■ REQUIRED TASK: Collect all lines from the listing that include the string "screenshot".

■ DATA:
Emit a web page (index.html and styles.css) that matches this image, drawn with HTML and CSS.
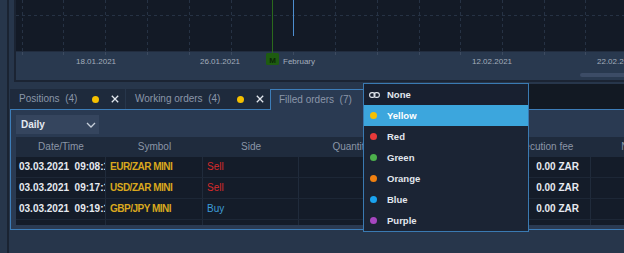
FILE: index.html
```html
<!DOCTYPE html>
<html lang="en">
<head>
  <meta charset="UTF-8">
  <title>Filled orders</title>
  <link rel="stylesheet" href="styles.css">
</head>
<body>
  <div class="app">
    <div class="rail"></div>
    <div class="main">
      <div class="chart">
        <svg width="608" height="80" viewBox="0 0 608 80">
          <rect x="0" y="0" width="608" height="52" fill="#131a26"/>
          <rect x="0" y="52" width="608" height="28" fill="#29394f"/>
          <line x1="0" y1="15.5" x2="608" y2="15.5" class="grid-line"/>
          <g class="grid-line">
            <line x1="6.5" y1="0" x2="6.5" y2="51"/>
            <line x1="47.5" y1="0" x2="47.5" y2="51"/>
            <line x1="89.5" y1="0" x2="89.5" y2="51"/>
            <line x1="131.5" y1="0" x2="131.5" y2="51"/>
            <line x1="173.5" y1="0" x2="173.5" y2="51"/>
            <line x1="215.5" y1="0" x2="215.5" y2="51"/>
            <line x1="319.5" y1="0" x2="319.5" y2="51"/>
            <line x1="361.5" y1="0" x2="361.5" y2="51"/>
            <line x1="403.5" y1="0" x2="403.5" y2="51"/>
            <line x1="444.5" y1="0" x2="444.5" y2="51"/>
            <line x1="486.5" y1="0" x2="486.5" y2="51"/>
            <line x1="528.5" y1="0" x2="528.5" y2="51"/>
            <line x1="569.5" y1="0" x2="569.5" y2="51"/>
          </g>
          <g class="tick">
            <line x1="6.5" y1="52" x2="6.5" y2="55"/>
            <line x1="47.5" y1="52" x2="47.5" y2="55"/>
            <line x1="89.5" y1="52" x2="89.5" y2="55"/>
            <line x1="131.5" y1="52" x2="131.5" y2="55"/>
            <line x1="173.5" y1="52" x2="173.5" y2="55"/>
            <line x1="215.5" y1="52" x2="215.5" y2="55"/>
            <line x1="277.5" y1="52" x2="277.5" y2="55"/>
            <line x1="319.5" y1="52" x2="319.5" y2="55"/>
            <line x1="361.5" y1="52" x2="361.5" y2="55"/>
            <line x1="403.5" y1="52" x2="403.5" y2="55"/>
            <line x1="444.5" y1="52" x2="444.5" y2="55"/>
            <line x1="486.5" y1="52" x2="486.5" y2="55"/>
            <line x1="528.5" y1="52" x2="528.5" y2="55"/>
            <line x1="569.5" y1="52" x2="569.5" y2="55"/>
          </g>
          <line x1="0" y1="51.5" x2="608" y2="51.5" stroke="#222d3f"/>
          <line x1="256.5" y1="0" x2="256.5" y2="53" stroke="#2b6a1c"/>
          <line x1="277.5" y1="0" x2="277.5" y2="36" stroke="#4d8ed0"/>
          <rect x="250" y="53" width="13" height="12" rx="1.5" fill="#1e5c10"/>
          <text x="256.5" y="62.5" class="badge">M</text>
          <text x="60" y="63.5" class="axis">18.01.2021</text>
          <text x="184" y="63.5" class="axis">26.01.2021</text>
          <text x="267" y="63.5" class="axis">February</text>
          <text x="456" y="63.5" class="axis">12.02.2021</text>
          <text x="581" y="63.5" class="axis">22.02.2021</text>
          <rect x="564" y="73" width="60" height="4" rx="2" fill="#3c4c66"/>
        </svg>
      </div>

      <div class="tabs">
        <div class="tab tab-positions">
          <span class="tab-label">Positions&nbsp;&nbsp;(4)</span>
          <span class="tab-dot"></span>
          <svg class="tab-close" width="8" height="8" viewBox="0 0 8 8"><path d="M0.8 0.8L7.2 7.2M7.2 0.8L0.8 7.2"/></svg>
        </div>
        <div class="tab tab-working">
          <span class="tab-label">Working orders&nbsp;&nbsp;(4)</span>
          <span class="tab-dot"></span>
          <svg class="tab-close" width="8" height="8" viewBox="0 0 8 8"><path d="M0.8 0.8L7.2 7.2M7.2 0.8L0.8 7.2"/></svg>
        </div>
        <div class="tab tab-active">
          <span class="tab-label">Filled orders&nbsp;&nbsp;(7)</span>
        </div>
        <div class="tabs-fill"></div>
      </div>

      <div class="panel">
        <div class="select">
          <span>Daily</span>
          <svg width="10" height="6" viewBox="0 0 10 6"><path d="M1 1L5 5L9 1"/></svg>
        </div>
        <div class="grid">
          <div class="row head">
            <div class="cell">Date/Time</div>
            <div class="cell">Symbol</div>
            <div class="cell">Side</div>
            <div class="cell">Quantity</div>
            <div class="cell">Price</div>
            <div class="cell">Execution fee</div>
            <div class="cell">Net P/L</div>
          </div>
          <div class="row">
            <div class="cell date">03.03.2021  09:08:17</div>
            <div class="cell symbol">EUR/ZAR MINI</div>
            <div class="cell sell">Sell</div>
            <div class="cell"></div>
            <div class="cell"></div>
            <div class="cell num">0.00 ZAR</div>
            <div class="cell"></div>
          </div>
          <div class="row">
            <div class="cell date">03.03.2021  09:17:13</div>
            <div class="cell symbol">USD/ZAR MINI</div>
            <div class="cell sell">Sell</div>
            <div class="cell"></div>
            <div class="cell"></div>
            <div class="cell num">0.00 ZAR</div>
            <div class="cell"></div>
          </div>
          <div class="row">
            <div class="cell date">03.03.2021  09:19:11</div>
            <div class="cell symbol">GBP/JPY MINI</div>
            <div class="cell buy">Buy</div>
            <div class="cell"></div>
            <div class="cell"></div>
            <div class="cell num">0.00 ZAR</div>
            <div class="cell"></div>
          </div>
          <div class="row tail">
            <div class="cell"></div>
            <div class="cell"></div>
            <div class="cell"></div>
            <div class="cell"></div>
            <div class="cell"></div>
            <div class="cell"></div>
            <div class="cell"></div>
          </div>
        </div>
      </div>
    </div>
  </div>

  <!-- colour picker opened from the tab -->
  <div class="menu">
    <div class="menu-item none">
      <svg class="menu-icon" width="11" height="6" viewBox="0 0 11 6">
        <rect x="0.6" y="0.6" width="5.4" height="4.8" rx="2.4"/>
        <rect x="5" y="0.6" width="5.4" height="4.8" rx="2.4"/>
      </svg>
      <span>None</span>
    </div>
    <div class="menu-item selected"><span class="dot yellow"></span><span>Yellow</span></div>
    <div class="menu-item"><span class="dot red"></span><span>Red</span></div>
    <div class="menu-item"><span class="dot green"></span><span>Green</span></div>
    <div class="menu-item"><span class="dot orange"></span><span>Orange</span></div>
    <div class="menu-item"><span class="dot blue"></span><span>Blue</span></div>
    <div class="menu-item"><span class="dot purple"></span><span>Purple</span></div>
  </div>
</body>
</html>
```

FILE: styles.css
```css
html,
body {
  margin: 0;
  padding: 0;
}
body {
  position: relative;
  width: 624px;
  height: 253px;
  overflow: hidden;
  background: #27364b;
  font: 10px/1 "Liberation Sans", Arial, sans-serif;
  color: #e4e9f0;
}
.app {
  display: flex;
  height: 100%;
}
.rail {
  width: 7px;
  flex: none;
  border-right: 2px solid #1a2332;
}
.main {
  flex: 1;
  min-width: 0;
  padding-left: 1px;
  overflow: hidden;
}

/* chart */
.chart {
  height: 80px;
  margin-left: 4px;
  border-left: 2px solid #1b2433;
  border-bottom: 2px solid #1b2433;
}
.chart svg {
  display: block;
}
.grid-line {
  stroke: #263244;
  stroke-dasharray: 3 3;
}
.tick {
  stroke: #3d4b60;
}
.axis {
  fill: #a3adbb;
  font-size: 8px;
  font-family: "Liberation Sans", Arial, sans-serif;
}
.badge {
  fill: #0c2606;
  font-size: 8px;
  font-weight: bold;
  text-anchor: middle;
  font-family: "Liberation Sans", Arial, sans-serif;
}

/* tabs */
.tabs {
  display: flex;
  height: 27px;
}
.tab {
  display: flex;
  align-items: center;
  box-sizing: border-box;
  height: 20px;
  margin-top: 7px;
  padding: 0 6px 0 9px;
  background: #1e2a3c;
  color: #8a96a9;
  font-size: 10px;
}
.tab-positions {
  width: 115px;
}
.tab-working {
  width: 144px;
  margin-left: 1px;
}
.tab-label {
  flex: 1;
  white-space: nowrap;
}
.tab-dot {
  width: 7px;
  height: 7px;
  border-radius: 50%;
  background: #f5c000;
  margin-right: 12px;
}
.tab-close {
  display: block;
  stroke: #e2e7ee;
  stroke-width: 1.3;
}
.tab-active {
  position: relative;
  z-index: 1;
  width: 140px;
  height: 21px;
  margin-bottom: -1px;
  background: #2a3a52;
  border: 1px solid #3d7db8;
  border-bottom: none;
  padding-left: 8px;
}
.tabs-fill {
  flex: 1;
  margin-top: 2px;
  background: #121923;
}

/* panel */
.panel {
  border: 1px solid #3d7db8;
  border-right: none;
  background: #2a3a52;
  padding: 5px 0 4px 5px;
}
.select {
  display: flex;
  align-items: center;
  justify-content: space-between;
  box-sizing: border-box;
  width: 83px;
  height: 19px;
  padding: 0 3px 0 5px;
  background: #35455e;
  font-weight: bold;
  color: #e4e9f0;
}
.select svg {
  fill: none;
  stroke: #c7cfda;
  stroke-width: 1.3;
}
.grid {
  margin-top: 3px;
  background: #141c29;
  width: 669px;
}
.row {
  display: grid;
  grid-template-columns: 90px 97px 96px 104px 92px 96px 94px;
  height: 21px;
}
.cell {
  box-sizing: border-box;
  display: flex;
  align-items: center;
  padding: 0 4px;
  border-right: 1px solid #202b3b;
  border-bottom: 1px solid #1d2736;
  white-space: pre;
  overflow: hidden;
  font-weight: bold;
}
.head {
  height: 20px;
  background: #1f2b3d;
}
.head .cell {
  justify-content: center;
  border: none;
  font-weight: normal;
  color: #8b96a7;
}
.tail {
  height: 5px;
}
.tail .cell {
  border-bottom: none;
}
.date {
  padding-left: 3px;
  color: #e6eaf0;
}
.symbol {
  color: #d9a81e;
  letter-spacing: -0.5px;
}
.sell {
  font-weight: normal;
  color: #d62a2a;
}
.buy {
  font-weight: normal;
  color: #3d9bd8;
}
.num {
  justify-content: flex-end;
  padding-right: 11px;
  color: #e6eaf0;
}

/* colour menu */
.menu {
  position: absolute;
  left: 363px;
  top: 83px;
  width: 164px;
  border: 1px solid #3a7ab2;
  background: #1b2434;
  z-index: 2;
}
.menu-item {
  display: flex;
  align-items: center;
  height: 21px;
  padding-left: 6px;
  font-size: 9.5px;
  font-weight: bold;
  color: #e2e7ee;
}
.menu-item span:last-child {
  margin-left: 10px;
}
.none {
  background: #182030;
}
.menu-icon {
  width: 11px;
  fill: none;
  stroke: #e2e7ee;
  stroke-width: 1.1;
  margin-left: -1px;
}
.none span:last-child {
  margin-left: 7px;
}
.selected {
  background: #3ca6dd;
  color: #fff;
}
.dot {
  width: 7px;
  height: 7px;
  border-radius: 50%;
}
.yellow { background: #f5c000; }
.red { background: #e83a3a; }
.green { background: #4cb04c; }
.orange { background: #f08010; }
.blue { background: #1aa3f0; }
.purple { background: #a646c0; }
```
--
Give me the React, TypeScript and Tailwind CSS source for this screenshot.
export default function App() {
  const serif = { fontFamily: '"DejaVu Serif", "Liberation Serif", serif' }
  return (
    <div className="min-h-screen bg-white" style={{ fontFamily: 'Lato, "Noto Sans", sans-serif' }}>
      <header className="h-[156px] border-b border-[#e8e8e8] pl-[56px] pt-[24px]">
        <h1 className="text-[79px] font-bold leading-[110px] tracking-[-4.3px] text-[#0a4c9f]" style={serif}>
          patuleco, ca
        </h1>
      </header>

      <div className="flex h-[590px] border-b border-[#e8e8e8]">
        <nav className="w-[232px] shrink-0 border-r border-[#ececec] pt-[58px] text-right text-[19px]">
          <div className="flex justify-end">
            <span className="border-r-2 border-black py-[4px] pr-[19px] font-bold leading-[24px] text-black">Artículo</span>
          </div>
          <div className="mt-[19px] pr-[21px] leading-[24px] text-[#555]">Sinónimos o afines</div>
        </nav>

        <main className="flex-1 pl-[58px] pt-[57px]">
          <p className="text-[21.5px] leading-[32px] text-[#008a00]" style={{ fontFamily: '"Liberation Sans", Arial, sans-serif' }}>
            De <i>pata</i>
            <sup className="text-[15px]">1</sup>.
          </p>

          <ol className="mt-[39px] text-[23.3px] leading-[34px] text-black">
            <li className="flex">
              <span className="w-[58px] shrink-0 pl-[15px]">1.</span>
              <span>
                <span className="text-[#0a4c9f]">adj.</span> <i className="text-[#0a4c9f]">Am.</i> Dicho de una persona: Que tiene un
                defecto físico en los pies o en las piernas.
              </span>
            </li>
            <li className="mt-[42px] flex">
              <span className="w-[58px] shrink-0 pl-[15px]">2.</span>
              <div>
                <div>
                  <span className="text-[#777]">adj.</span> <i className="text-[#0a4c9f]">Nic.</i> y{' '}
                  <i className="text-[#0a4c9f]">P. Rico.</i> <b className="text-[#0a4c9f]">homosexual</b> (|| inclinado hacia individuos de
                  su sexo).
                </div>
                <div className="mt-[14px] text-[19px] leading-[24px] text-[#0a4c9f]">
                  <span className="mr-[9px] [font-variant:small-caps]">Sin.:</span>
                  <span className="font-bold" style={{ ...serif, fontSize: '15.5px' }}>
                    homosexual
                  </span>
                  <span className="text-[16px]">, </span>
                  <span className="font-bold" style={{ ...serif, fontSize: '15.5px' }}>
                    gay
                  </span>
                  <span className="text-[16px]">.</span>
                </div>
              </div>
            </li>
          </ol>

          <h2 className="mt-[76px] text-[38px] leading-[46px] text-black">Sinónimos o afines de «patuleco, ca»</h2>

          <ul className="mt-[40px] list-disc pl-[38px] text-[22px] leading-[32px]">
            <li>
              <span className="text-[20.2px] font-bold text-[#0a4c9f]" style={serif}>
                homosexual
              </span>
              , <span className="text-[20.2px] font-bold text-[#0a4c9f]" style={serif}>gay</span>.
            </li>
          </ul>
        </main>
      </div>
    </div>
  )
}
==
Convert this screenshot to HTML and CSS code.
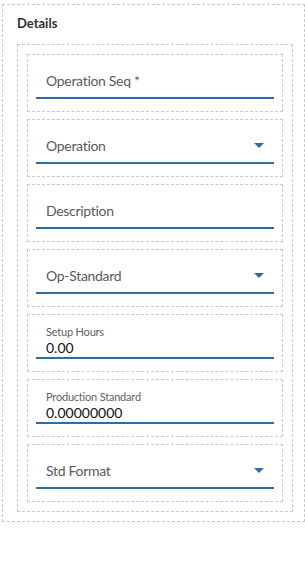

■ FINAL ANSWER:
Give me the React, TypeScript and Tailwind CSS source for this screenshot.
Convert this screenshot to HTML and CSS code.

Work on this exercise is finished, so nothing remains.